Cover Photo By Danni Lim
Cover Photo By Danni Lim.

The façade of obsessive organization


What happens when stress-organizing the future is easier than facing today’s reality?


By Marianne de Leon | Friday, 27 January 2023

To-do lists, planners, and trackers all started off as a fun way to take note of my responsibilities. But eventually, my days started to blur into crossing off one task after another; one spreadsheet to another, one goal and the next. From the largest to the smallest detail, I always had to plan it out. 

 

In high school, at a time when everyone seemed to be suffering from the same teenage identity crisis, I recall being praised for a poem I had written for class. I can still remember the feeling of validation that echoed through me as the teacher commended my work; the feeling of joy in showing my friends what I’d done. But behind that small academic victory were days worth of editing and revising. While most of my classmates had probably spent just a few hours on the assignment, I had spent a week on it.
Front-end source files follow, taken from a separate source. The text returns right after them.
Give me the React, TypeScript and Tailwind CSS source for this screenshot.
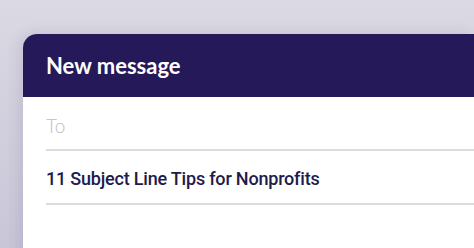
export default function App() {
  return (
    <div className="h-[248px] w-[474px] overflow-hidden bg-gradient-to-b from-[#dbd9e3] to-[#c9c6d8] pl-[23px] pt-[34px] font-['Lato',sans-serif]">
      <div className="h-[260px] overflow-hidden rounded-tl-[14px] bg-white shadow-[-4px_0_14px_rgba(60,50,110,0.12)]">
        <div className="flex h-[63px] items-center bg-[#26195a] pl-[23px]">
          <h1 className="text-[22px] font-bold text-white">New message</h1>
        </div>
        <div className="pl-[23px]">
          <div className="flex h-[54px] items-center border-b-2 border-[#dcdce0] pt-[6px] text-[19px] font-light text-[#bdbdc4]">
            To
          </div>
          <div className="flex h-[54px] items-center border-b-2 border-[#dcdce0] pt-[2px] font-['Roboto',sans-serif] text-[18px] font-medium tracking-[-0.2px] text-[#211a4c]">
            11 Subject Line Tips for Nonprofits
          </div>
        </div>
      </div>
    </div>
  );
}
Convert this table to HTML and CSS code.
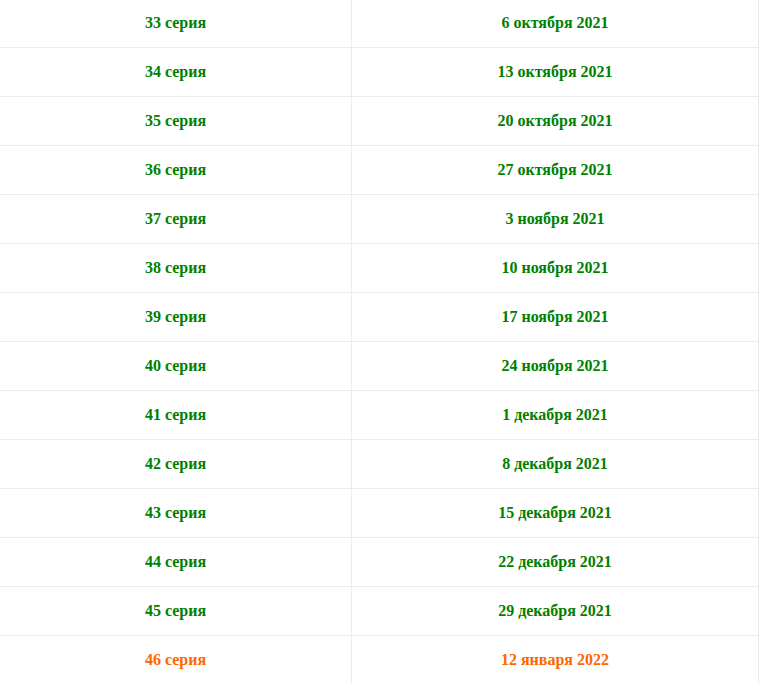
FILE: index.html
```html
<!DOCTYPE html>
<html lang="ru">
<head>
<meta charset="utf-8">
<title>Даты выхода серий</title>
<link rel="stylesheet" href="styles.css">
</head>
<body>
<table class="schedule">
  <colgroup><col class="col-ep"><col class="col-date"></colgroup>
  <tbody>
    <tr><td>33 серия</td><td>6 октября 2021</td></tr>
    <tr><td>34 серия</td><td>13 октября 2021</td></tr>
    <tr><td>35 серия</td><td>20 октября 2021</td></tr>
    <tr><td>36 серия</td><td>27 октября 2021</td></tr>
    <tr><td>37 серия</td><td>3 ноября 2021</td></tr>
    <tr><td>38 серия</td><td>10 ноября 2021</td></tr>
    <tr><td>39 серия</td><td>17 ноября 2021</td></tr>
    <tr><td>40 серия</td><td>24 ноября 2021</td></tr>
    <tr><td>41 серия</td><td>1 декабря 2021</td></tr>
    <tr><td>42 серия</td><td>8 декабря 2021</td></tr>
    <tr><td>43 серия</td><td>15 декабря 2021</td></tr>
    <tr><td>44 серия</td><td>22 декабря 2021</td></tr>
    <tr><td>45 серия</td><td>29 декабря 2021</td></tr>
    <tr class="next"><td>46 серия</td><td>12 января 2022</td></tr>
  </tbody>
</table>
</body>
</html>
```
FILE: styles.css
```css
html, body {
  margin: 0;
  padding: 0;
  background: #fff;
}
.schedule {
  width: 759px;
  table-layout: fixed;
  border-collapse: separate;
  border-spacing: 0;
  margin-top: -1px;
  font-family: "Liberation Serif", "Times New Roman", serif;
  font-weight: bold;
  font-size: 16px;
  color: #008000;
}
.col-ep { width: 352px; }
.col-date { width: 407px; }
.schedule td {
  height: 48px;
  padding: 0;
  text-align: center;
  vertical-align: middle;
  border-bottom: 1px solid #ececec;
  border-right: 1px solid #ececec;
  box-sizing: content-box;
}
.schedule tr.next td {
  color: #ff6600;
}
```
My effort felt validated by the number written on the corner of my paper. I longed for that feeling over and over, and I reasoned out that my initiative and productivity led to my success. So, I had turned to planning as my way of ensuring that I’d get what I want.

 

Planning and organizing gave me some sense of security—a sense of control. A messy, chaotic life laid out neatly on colorful Notion pages and scheduled events on my Google Calendar. But ultimately, all it proved to me was that I had no control at all.

 

The dangers of “productivity”

When I realized that I wanted to go to law school after college, I started making spreadsheets to organize each year I had left until I graduated high school. I kept track of what would make my curriculum vitae look better for applications. I created pros and cons lists for degree programs and universities I’d apply to. And for a while, it worked. I graduated with honors, competed internationally, and even got accepted to the universities I wanted.

 

In college, it was a similar story. I plotted out my extracurriculars and courses for each term just to ensure that my ideal GPA was maintained. While I thought I was motivated by the desire to succeed, I was far more motivated by a fear of failure. This made me feel as if the world was pressing down on me to overachieve, but in reality, I was the only one holding myself to those expectations.

 

It didn’t help that my planning couldn’t account for the things I couldn’t predict. It would put a dent in my productivity if even one thing went off-script. The solution was to be flexible, but I had taught myself not to be that in order to stick to the schedule. The price I paid to adjust was a severe lack of sleep, skipped meals, and an ignorance of most of my basic needs to function. 

 

Subsequently, I could no longer keep up with the results I wanted, which only provoked my anxiety about myself and my abilities. With the future getting blurry with instability, planning and organizing had slowly devolved into a way for me to feel productive, regardless if I had actually accomplished anything that day. 

 

Embracing the pandemonium 

I had always thought that productivity equaled success, and that planning would always help me in achieving my goals. But it was my dependency on this system that showed me just how unreliable it is. 

 

Because ultimately, you don’t have to be an organized person to be successful. Success doesn’t follow just because you’ve planned it out (though it doesn’t usually hurt to do so). Seeing the plans I’ve built for years fall around me but still feeling a sense of success taught me that success is a byproduct of happiness, not the other way around. 

 

So maybe I don’t need another planner or another spreadsheet to find the feeling I’d been chasing since high school. Maybe buried deep within the to-do lists and calendar invites was just a girl trying to find order in the world around her—a girl who had eventually found that organization was just a tool, never a fulfilling lifestyle.